— START OF Material —

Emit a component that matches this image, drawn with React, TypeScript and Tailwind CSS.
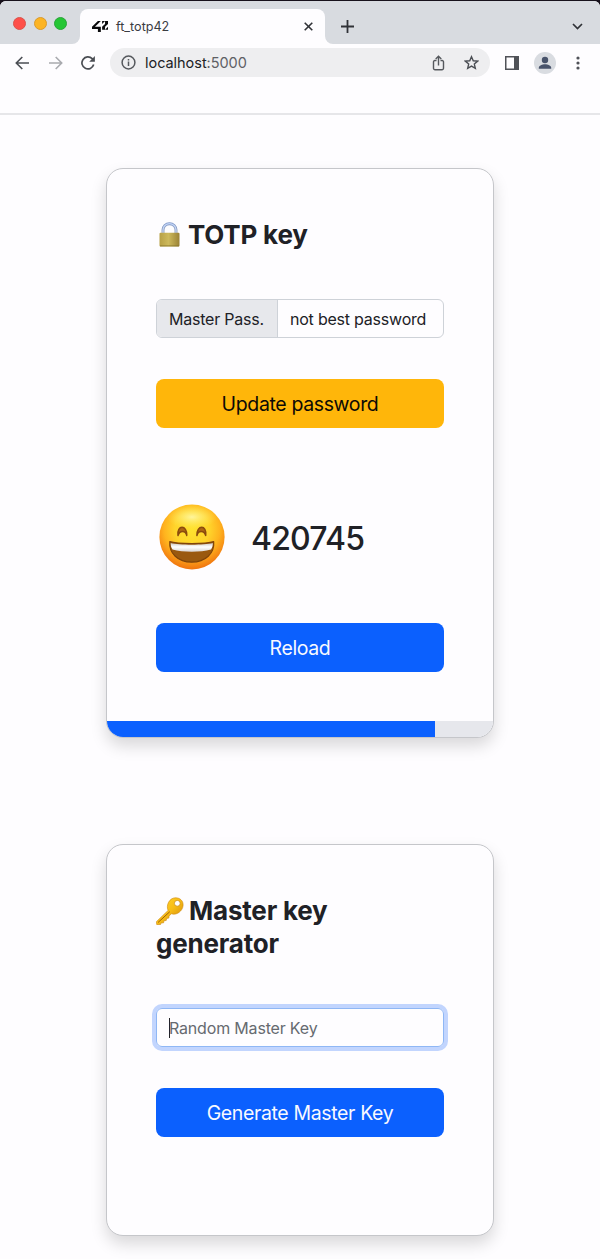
import React from "react";

function Logo42() {
  return (
    <svg className="ml-[12px] h-[11px] w-[16px] shrink-0" viewBox="32 -51.1 896 629.1" preserveAspectRatio="none" fill="#0b0b0d">
      <polygon points="32,412.6 362.1,412.6 362.1,578 526.8,578 526.8,279.1 197.3,279.1 526.8,-51.1 362.1,-51.1 32,279.1" />
      <polygon points="597.9,114.2 762.7,-51.1 597.9,-51.1" />
      <polygon points="762.7,114.2 597.9,279.1 597.9,443.9 762.7,443.9 762.7,279.1 928,114.2 928,-51.1 762.7,-51.1" />
      <polygon points="928,279.1 762.7,443.9 928,443.9" />
    </svg>
  );
}

function TabStrip() {
  return (
    <div className="h-[44px] bg-[#17111b] pt-px">
      <div className="flex h-[43px] overflow-hidden rounded-t-[6px] bg-[#fefdff]">
        <div className="flex w-[80px] shrink-0 gap-[7.5px] rounded-br-[8px] bg-[#d8dbe0] pt-[15.5px] pl-[13px]">
          <span className="size-[13px] rounded-full border border-[#d9544c] bg-[#fe4f49]" />
          <span className="size-[13px] rounded-full border border-[#d99a2c] bg-[#fcb424]" />
          <span className="size-[13px] rounded-full border border-[#2aa43a] bg-[#25c635]" />
        </div>
        <div className="flex w-[245px] shrink-0 bg-[#d8dbe0] pt-[8px]">
          <div className="flex w-full items-center rounded-t-[8px] bg-[#fefdff]">
            <Logo42 />
            <span className="ml-[8px] text-[12.6px] leading-4 text-[#3a3c42]">ft_totp42</span>
            <svg className="mr-[12px] ml-auto size-[9px]" viewBox="0 0 9 9" fill="none" stroke="#303237" strokeWidth="1.6">
              <path d="M.7.7l7.6 7.6M8.3.7L.7 8.3" />
            </svg>
          </div>
        </div>
        <div className="flex flex-1 items-center rounded-bl-[8px] bg-[#d8dbe0] pt-[8px] pr-[17px] pl-[16px]">
          <svg className="size-[13px]" viewBox="0 0 13 13" fill="none" stroke="#303237" strokeWidth="1.8">
            <path d="M6.5 0v13M0 6.5h13" />
          </svg>
          <svg className="ml-auto h-[7px] w-[11px]" viewBox="0 0 11 7" fill="none" stroke="#303237" strokeWidth="1.7">
            <path d="M1 1l4.5 4.5L10 1" />
          </svg>
        </div>
      </div>
    </div>
  );
}

function Toolbar() {
  return (
    <div className="flex h-[69px] items-start pt-[4px] pl-[15px]">
      <div className="flex h-[29px] items-center">
        <svg className="h-[14px] w-[15px]" viewBox="0 0 15 14" fill="none" stroke="#4b4e54" strokeWidth="1.6">
          <path d="M14 7H1.6M7.3 1L1.3 7l6 6" />
        </svg>
        <svg className="ml-[18px] h-[14px] w-[15px]" viewBox="0 0 15 14" fill="none" stroke="#a9abaf" strokeWidth="1.6">
          <path d="M1 7h12.4M7.7 1l6 6-6 6" />
        </svg>
        <svg className="ml-[18px] size-[14px]" viewBox="0 0 14 14" fill="none" stroke="#4b4e54" strokeWidth="1.7">
          <path d="M12.7 8.6A6 6 0 1 1 11.2 2.7L12.6 4.2" />
          <path d="M13.9 0v5.7H8.2z" fill="#4b4e54" stroke="none" />
        </svg>
      </div>
      <div className="ml-[15px] flex h-[29px] w-[380px] items-center rounded-full bg-[#eeeef0] pr-[11px] pl-[11px]">
        <svg className="size-[15px]" viewBox="0 0 15 15" fill="none" stroke="#55585d" strokeWidth="1.5">
          <circle cx="7.5" cy="7.5" r="6.4" />
          <path d="M7.5 6.6v4.3M7.5 3.9v1.5" />
        </svg>
        <span className="ml-[9px] text-[14.5px] leading-5 tracking-[-0.04px] text-[#202125]">
          localhost<span className="text-[#5e6065]">:5000</span>
        </span>
        <svg className="ml-auto h-[16px] w-[13px]" viewBox="0 0 13 16" fill="none" stroke="#55585d" strokeWidth="1.4">
          <path d="M4.500 5.500H2.800A1.300 1.300 0 0 0 1.500 6.800v6.400a1.500 1.500 0 0 0 1.500 1.500h7a1.500 1.500 0 0 0 1.500-1.500V6.800a1.300 1.300 0 0 0-1.300-1.300H8.500M6.500 10.500V1.500M3.700 4l2.800-2.700L9.300 4" />
        </svg>
        <svg className="ml-[19px] size-[15px]" viewBox="0 0 15 15" fill="none" stroke="#4b4e54" strokeWidth="1.4">
          <path d="M7.500 1.700l1.750 4.050 4.400.4-3.330 2.900 1 4.300L7.500 11.050l-3.820 2.300 1-4.300-3.330-2.900 4.400-.4z" />
        </svg>
      </div>
      <div className="flex h-[29px] items-center">
        <svg className="ml-[15px] size-[14px]" viewBox="0 0 14 14">
          <path d="M0 0h14v14H0z" fill="#505258" />
          <path d="M1.500 1.500h7.500v11H1.500z" fill="#fefdff" />
        </svg>
        <svg className="ml-[15px] size-[22px]" viewBox="0 0 22 22">
          <circle cx="11" cy="11" r="11" fill="#d9dce1" />
          <circle cx="11" cy="8" r="3.200" fill="#48536b" />
          <path d="M4.800 16.800v-1.100c0-2.200 3.500-3.500 6.200-3.500s6.200 1.300 6.200 3.500v1.100z" fill="#48536b" />
        </svg>
        <svg className="ml-[19.5px] h-[14px] w-[4px]" viewBox="0 0 4 14" fill="#505258">
          <circle cx="2" cy="2" r="1.600" />
          <circle cx="2" cy="7" r="1.600" />
          <circle cx="2" cy="12" r="1.600" />
        </svg>
      </div>
    </div>
  );
}

function LockIcon() {
  return (
    <svg className="ml-[3px] h-[25px] w-[21px] shrink-0" viewBox="0 0 21 25">
      <defs>
        <linearGradient id="brass" x1="0" x2="1">
          <stop offset="0" stopColor="#b7a045" />
          <stop offset=".45" stopColor="#cdb95c" />
          <stop offset="1" stopColor="#9a8236" />
        </linearGradient>
        <linearGradient id="steel" x1="0" x2="0" y1="0" y2="1">
          <stop offset="0" stopColor="#7f98c8" />
          <stop offset="1" stopColor="#9fa8b8" />
        </linearGradient>
      </defs>
      <path d="M4 12V7.900a6.500 6.200 0 0 1 13 0V12" fill="none" stroke="url(#steel)" strokeWidth="3" />
      <path d="M4 11V7.900a6.500 6.200 0 0 1 13 0V11" fill="none" stroke="#c3d4f6" strokeWidth="1.300" />
      <rect x=".5" y="10.700" width="20" height="13.800" rx="1" fill="url(#brass)" />
      <path d="M1 23.900h19" stroke="#86732a" strokeWidth=".8" />
    </svg>
  );
}

function KeyIcon() {
  return (
    <svg className="inline-block h-[28px] w-[28px] align-[-5px]" viewBox="0 0 28 28">
      <defs>
        <linearGradient id="gold" x1="0" x2="1" y1="0" y2="1">
          <stop offset="0" stopColor="#ffd735" />
          <stop offset=".5" stopColor="#f8bd16" />
          <stop offset="1" stopColor="#c87d08" />
        </linearGradient>
      </defs>
      <path d="M12.100 13.400C9.800 8.500 13.200 1 19.200.8c4.800-.2 8.200 3.100 7.900 7.500-.4 5.800-6.500 10.300-11.700 8.500l-2.300 2.100-.3 2.200-2.100.3-.5 2.100-2.200.2-.4 2.100-2.600.2-.4 1.500-3.800.2-.5-2.900z" fill="url(#gold)" stroke="#cc8810" strokeWidth=".6" />
      <path d="M2 25.500L13.800 14.700" stroke="#9b5d08" strokeWidth="1" />
      <circle cx="21.300" cy="6.300" r="2.900" fill="#fff" stroke="#c7840d" strokeWidth=".7" />
    </svg>
  );
}

function GrinIcon() {
  return (
    <svg className="ml-[3px] size-[66px] shrink-0" viewBox="0 0 66 66">
      <defs>
        <radialGradient id="face" cx=".5" cy=".38" r=".63">
          <stop offset="0" stopColor="#ffe22e" />
          <stop offset=".42" stopColor="#ffd42b" />
          <stop offset=".68" stopColor="#ffb31e" />
          <stop offset="1" stopColor="#ef6f0e" />
        </radialGradient>
        <radialGradient id="shine" cx=".5" cy=".5" r=".5">
          <stop offset="0" stopColor="#fffcb8" stopOpacity=".8" />
          <stop offset="1" stopColor="#fff36a" stopOpacity="0" />
        </radialGradient>
        <linearGradient id="teeth" x1="0" x2="0" y1="0" y2="1">
          <stop offset="0" stopColor="#c9c6c4" />
          <stop offset=".45" stopColor="#fff" />
          <stop offset="1" stopColor="#d9d6d4" />
        </linearGradient>
      </defs>
      <circle cx="33" cy="33" r="32.600" fill="url(#face)" />
      <ellipse cx="33" cy="13" rx="25" ry="12" fill="url(#shine)" />
      <path d="M19 31.500c-1.400-11 9.200-11 8.800 0-1.300-5.200-7-5.400-8.800 0zM37.900 31.500c-.4-11 10.200-11 8.800 0-1.800-5.400-7.500-5.200-8.800 0z" fill="#ae6612" stroke="#8b4b0d" strokeWidth="1.500" strokeLinejoin="round" />
      <path d="M10.800 37.600c7.500 2.600 36.400 2.600 43.900 0 1 11.700-8.200 20.600-22 20.600S9.800 49.300 10.800 37.600z" fill="#9a590f" stroke="#7e430a" strokeWidth="1.200" strokeLinejoin="round" />
      <path d="M11.700 39c8.200 2.300 33.900 2.300 42.100 0 .1 2.600-.5 4.600-1.800 6.500-10.500 3-28 3-38.500 0-1.300-1.900-1.900-3.900-1.800-6.500z" fill="url(#teeth)" />
    </svg>
  );
}

function Button({ tone, className, children }: { tone: "blue" | "amber"; className: string; children: React.ReactNode }) {
  const colors = tone === "blue" ? "bg-[#0b60fe] text-[#f8f9ff]" : "bg-[#ffb60a] text-[#0c0a06]";
  return (
    <button className={"flex h-[49px] w-full items-center justify-center rounded-[8px] pt-px text-[19.5px] leading-[30px] tracking-[-0.37px] " + colors + " " + className}>
      {children}
    </button>
  );
}

const cardClass =
  "mx-auto flex w-[388px] flex-col overflow-hidden rounded-[17px] border border-[#c5c6ca] bg-[#fefdff] shadow-[0_8px_16px_rgba(0,0,0,0.15)]";

export default function App() {
  return (
    <div className="h-[1259px] w-[600px] overflow-hidden bg-[#fefdff] font-['Inter','Liberation_Sans',sans-serif] text-[#202126]">
      <TabStrip />
      <Toolbar />
      <main className="border-t-2 border-[#e6e6e9] pt-[53px]">
        <section className={cardClass + " h-[570px]"}>
          <div className="flex flex-1 flex-col px-[49px] pt-[49px]">
            <h1 className="flex h-[33px] items-center text-[26px] leading-[33px] font-bold tracking-[-0.2px]">
              <LockIcon />
              <span className="ml-[8px]">TOTP key</span>
            </h1>
            <div className="mt-[48px] flex h-[39px] overflow-hidden rounded-[6px] border border-[#ced2d8] text-[16px] tracking-[-0.22px]">
              <span className="flex w-[121px] shrink-0 items-center border-r border-[#ced2d8] bg-[#e7e8ec] pl-[12px] whitespace-nowrap">Master Pass.</span>
              <span className="flex items-center pl-[12px] whitespace-nowrap">not best password</span>
            </div>
            <Button tone="amber" className="mt-[41px]">Update password</Button>
            <div className="mt-[76px] flex h-[66px] items-center">
              <GrinIcon />
              <span className="ml-[26px] pt-[3px] text-[32px] leading-[40px] font-medium tracking-[-0.8px]">420745</span>
            </div>
            <Button tone="blue" className="mt-[53px]">Reload</Button>
          </div>
          <div className="h-[16px] bg-[#e6e7ec]">
            <div className="h-full w-[328px] bg-[#0b60fe]" />
          </div>
        </section>
        <section className={cardClass + " mt-[106px] h-[392px] px-[49px] pt-[50px]"}>
          <h2 className="w-[230px] text-[26px] leading-[32.5px] font-bold tracking-[-0.2px]">
            <KeyIcon />
            <span className="ml-[5px]">Master key</span>
            <br />
            generator
          </h2>
          <div className="mt-[48px] flex h-[39px] shrink-0 items-center rounded-[6px] border border-[#8fb7f5] pl-[12px] text-[16px] tracking-[-0.18px] text-[#666a70] shadow-[0_0_0_4px_#c2d5fe]">
            <span className="h-[20px] w-px bg-[#222328]" />
            <span className="-ml-px">Random Master Key</span>
          </div>
          <Button tone="blue" className="mt-[41px] shrink-0">Generate Master Key</Button>
        </section>
      </main>
    </div>
  );
}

— END OF Material —

Go from the first line of the data above to the line containing "import React from" and retype exactly those lines, both included, but none of the pictures.

### Written answer
Emit a component that matches this image, drawn with React, TypeScript and Tailwind CSS.
import React from "react";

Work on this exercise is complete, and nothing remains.